The second trial also gave the attorneys opportunities to tighten up some aspects that were repeated from the first trial.
They used the same liability expert as in the first trial, but in 2013, he was unable to make a flight to Denver and they had to do his testimony over video.
This time, he was in person to discuss the development of car seat safety, providing the history of the engineering from the space race in the 1960s through today. That history played a bigger part of the case in general this time around, Banker said.
“This is stuff that’s out there for all the world to know and understand, and [Ford was] just not adapting to what the current technology was,” Banker said.
The trial attorneys also credited witness testimony from an expert Ford brought to trial. Dr. David Viano, a former scientist for General Motors, discussed car seat design, but Thomson said he used a text book Viano wrote to cross-examine him. Viano had explained what was available at the time but that hadn’t been implemented in Ford’s seats.

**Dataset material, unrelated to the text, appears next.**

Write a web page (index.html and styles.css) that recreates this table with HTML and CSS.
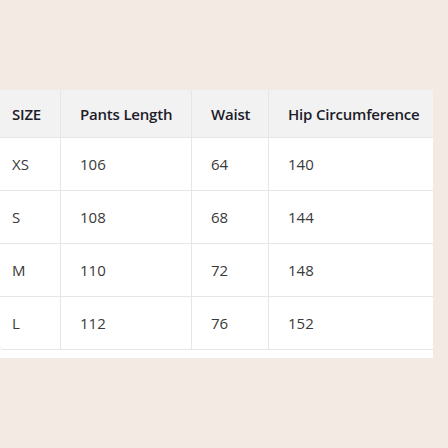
FILE: index.html
```html
<!DOCTYPE html>
<html>
<head>
<meta charset="utf-8">
<link rel="stylesheet" href="styles.css">
</head>
<body>
<div class="page">
  <div class="wrap">
    <table class="sizes">
      <colgroup>
        <col class="c1"><col class="c2"><col class="c3"><col class="c4">
      </colgroup>
      <thead>
        <tr><th>SIZE</th><th>Pants Length</th><th>Waist</th><th>Hip Circumference</th></tr>
      </thead>
      <tbody>
        <tr><td>XS</td><td>106</td><td>64</td><td>140</td></tr>
        <tr><td>S</td><td>108</td><td>68</td><td>144</td></tr>
        <tr><td>M</td><td>110</td><td>72</td><td>148</td></tr>
        <tr><td>L</td><td>112</td><td>76</td><td>152</td></tr>
      </tbody>
    </table>
  </div>
</div>
</body>
</html>
```
FILE: styles.css
```css
html, body {
  margin: 0;
  padding: 0;
  background: #f2eae3;
}
body {
  font-family: "Open Sans", "Noto Sans", sans-serif;
  font-size: 15px;
}
.page {
  padding-top: 90px;
  width: 448px;
  height: 448px;
  box-sizing: border-box;
}
.wrap {
  width: 433px;
  background: #ffffff;
  padding-bottom: 8px;
}
.sizes {
  width: 433px;
  border-collapse: separate;
  border-spacing: 0;
  table-layout: fixed;
  border-bottom: 1px solid #e6e6e6;
  border-bottom-left-radius: 4px;
}
.c1 { width: 61px; }
.c2 { width: 131px; }
.c3 { width: 77px; }
.c4 { width: 164px; }
th, td {
  text-align: left;
  padding: 0 0 0 19px;
  border-right: 1px solid #e6e6e6;
  border-bottom: 1px solid #e6e6e6;
  white-space: nowrap;
}
th:last-child, td:last-child { border-right: none; }
tbody tr:last-child td { border-bottom: none; }
th:first-child, td:first-child { padding-left: 12px; }
th {
  height: 47px;
  background: #f2f2f2;
  color: #1c1c2a;
  font-weight: 600;
  font-size: 15px;
  letter-spacing: -0.2px;
}
td {
  height: 52px;
  color: #3a3a3a;
  font-weight: 400;
}
```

“He was doing things before then that showed that Ford was behind the times in 1998,” Thomson said. “And we took advantage of that.”
Wheeler Trigg O’Donnell, which represented Ford in addition to Ford’s national counsel, declined to comment, but according to the Colorado Supreme Court opinion from November, they had used their experts to explain the concept behind yielding seats, saying they “absorb energy that would otherwise impact the driver in a crash, and testified to the benefits of such seats in collisions like Walker’s.” Those parts of the case played out similarly in both trials according to the plaintiff’s lawyers.
Thomson said the outcome of the appeals didn’t change things. “We had a consumer expectations test and a risk-benefit test that we used in the first trial. That didn’t really change how we did it, because we were aware of the risk-benefit test the first time,” Thomson said. “We really didn’t think it was going to make a difference. And I think we showed that on the second trial.”
Thomson and Banker also said they were surprised at how effective their lay witnesses seemed to be in demonstrating the effects of Walker’s injuries and that his desire, yet inability, to work were key factors in the jury’s decision.
The jury returned a verdict that was within $30,000 of the original trial outcome, though apportioned differently.
The jury awarded Walker roughly $2.4 million for noneconomic damages, $3.7 million for economic damages and $1.2 million for physical impairment and disfigurement. The jury found Ford to be at fault for 40 percent of the damages and Ford designer Li Liang at fault for 60 percent. In the initial trial, Liang was not identified as at fault.
“I think it speaks to the rightness of that number,” Banker said. “I don’t understand how you can try a case twice and really end up the exact same way except that the jury system works. And that is the right number for this case.”